Farin: Zum Schluss stand Bela manchmal auf dem Flur und hat hinein gerufen, weil die Regel nur im Mischraum galt.
Bela: Der Einzige, der nicht betroffen war, war ein Praktikant.
Rod: Der Tonassistent.
Bela: Genau, der Tonassistent von dem Studio, der uns betreut hat. Der hat am wenigsten von allen verdient und darum haben wir beschlossen, dass er sagen darf, was er will.
Rod: Der hat das auch echt genossen.
Bela: Genau, er hat es echt genossen,hin und wieder Phrasen rauszuhauen. Er hat dann aber am Schluss die 700 Euro als Trinkgeld bekommen.
Tut ihr euch jeweils schwer, ein Album wegzugeben, also an die Leute und die Öffentlichkeit?
Farin: Ne, im Gegenteil.
Rod: Dafür machen wir es ja, um es wegzugeben.
Also könnt ihr mit Kritik gut umgehen?
Farin: Ehrlich gesagt gibt es mittlerweile viel zu wenig Kritik. Ok, im Internet gibt es dafür Kritik satt.
Rod: Ich würde nicht sagen, dass es zu wenig Kritik gibt. Wahrscheinlich ist viel auch schon vorformuliert.
Farin: «Das schlechteste Album, das sie je gemacht haben.»
Bela: «Jetzt, da ich das Cover gesehen habe, ahne ich schon wie die Platte klingt und … tatsächlich.»
(Alle amüsieren sich)
Farin: Aber es ist völlig in Ordnung, das gehört ja dazu. Feedback halt.

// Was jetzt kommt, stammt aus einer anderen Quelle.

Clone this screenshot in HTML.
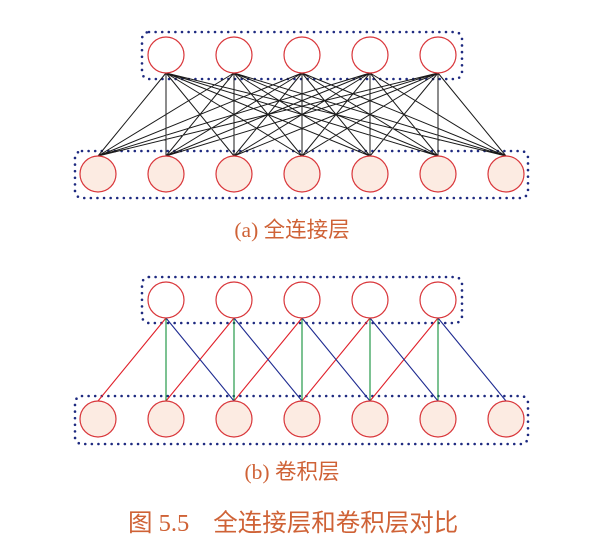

Bela: Sicherlich gibt es für jeden von uns Tage, an denen einen das trifft, womit man dann nicht so umgehen kann. Aber wir werden den Teufel tun und das öffentlich machen. Nach aussen hin sind wir immer die selbstzufriedenen Pokerfaces.

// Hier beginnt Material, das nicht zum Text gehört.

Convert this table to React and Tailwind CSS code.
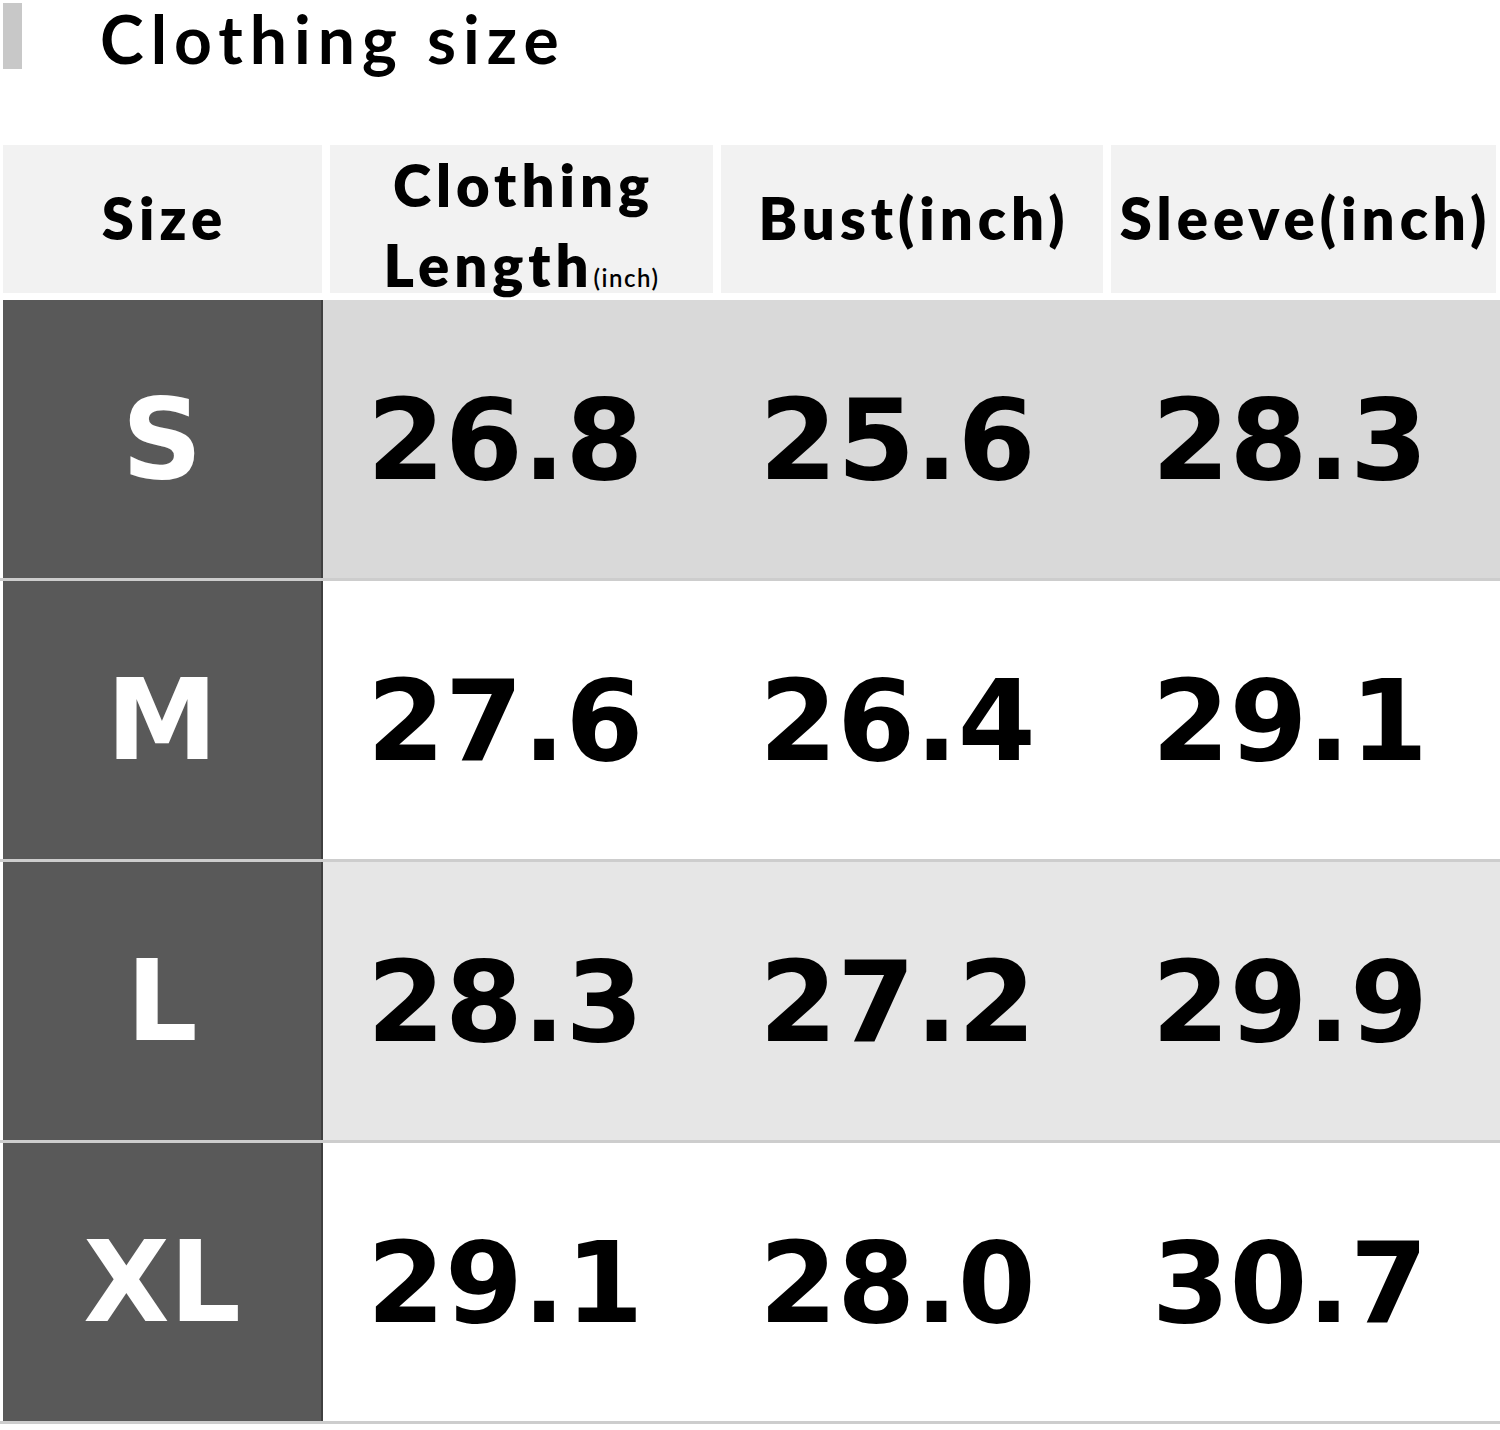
const rows = [
  { size: "S", values: ["26.8", "25.6", "28.3"], bg: "bg-[#d9d9d9]" },
  { size: "M", values: ["27.6", "26.4", "29.1"], bg: "bg-white" },
  { size: "L", values: ["28.3", "27.2", "29.9"], bg: "bg-[#e6e6e6]" },
  { size: "XL", values: ["29.1", "28.0", "30.7"], bg: "bg-white" },
];

const headFont = { fontFamily: 'Lato, "Open Sans", sans-serif' };

export default function App() {
  return (
    <div className="w-[1500px] h-[1430px] bg-white overflow-hidden">
      {/* title */}
      <div className="flex h-[145px] items-start">
        <div className="ml-[3px] mt-[3px] h-[66px] w-[19px] bg-[#c8c8c8]" />
        <h1
          className="ml-[78px] text-[66px] font-bold leading-[78px] tracking-[7px] text-black"
          style={headFont}
        >
          Clothing size
        </h1>
      </div>

      {/* header */}
      <div
        className="flex h-[155px] gap-[8px] pl-[3px] text-[58px] font-extrabold tracking-[5px] text-black"
        style={headFont}
      >
        <div className="flex h-[148px] w-[319px] items-center justify-center bg-[#f2f2f2] pb-[4px] pl-[4px]">
          Size
        </div>
        <div className="flex h-[148px] w-[383px] flex-col items-center bg-[#f2f2f2] leading-[80px]">
          <span className="pl-[4px]">Clothing</span>
          <span>
            Length
            <span className="text-[24px] font-semibold tracking-[1.5px]">(inch)</span>
          </span>
        </div>
        <div className="flex h-[148px] w-[382px] items-center justify-center bg-[#f2f2f2] pb-[4px] pl-[4px]">
          Bust(inch)
        </div>
        <div className="flex h-[148px] w-[385px] items-center justify-center bg-[#f2f2f2] pb-[4px] pl-[4px]">
          Sleeve(inch)
        </div>
      </div>

      {/* body */}
      <div className="flex flex-col" style={{ fontFamily: '"DejaVu Sans", sans-serif' }}>
        {rows.map((r) => (
          <div key={r.size} className="flex flex-col">
            <div className="flex h-[278px]">
              <div className="ml-[3px] flex w-[320px] items-center justify-center border-r-2 border-[#3f3f3f] bg-[#595959] text-[112px] font-bold text-white">
                {r.size}
              </div>
              <div className={`grid flex-1 grid-cols-3 items-center ${r.bg}`}>
                {r.values.map((v, i) => (
                  <div key={i} className="pl-[44px] pt-[2px] text-[112px] font-bold leading-none text-black">
                    {v}
                  </div>
                ))}
              </div>
            </div>
            <div className="h-[3px] bg-[#cdcdcd]" />
          </div>
        ))}
      </div>
    </div>
  );
}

Farin: Oooooh! Sehr gut gesagt.
2012 könnt ihr 25 Jahre netto oder 30 Jahre brutto als Band feiern. Habt ihr etwas Spezielles geplant?
Farin: Wir bringen ein Album raus und gehen auf Tour.
Rod: Und geben Interviews.
Bela: Es gibt ja vier grosse Festivals in Deutschland und auf allen vier werden wir spielen. Wobei, auf zwei Festivals schicken wir nur ein paar Doubles von uns, die sind aus Düsseldorf, aber die können uns ganz gut nachmachen und sind jetzt auch schon seit 30 Jahren dabei. Es gibt sie auch schon ein halbes Jahr länger als uns. Aber tatsächlich feiern die Toten Hosen bei Rock am Ring/Rock im Park ihr 30-jähriges Bühnenjubiläum und wir schicken denen dann ein Telegramm oder so.
Farin: Das müssen wir echt machen.
Rod: Wir hängen uns einfach an die ran, dann brauchen wir die Party nicht zu schmeissen.
Bela: Wir schicken denen einen durchgerissenen Tausender und sagen: «In 30 Jahren gibt es die andere Hälfte.»
Farin: Durchhalten Jungs! Und Breiti so: «Kein Thema.»
Dann viel Spass mit der Tour und dem Album. Danke, dass ihr euch die Zeit genommen habt.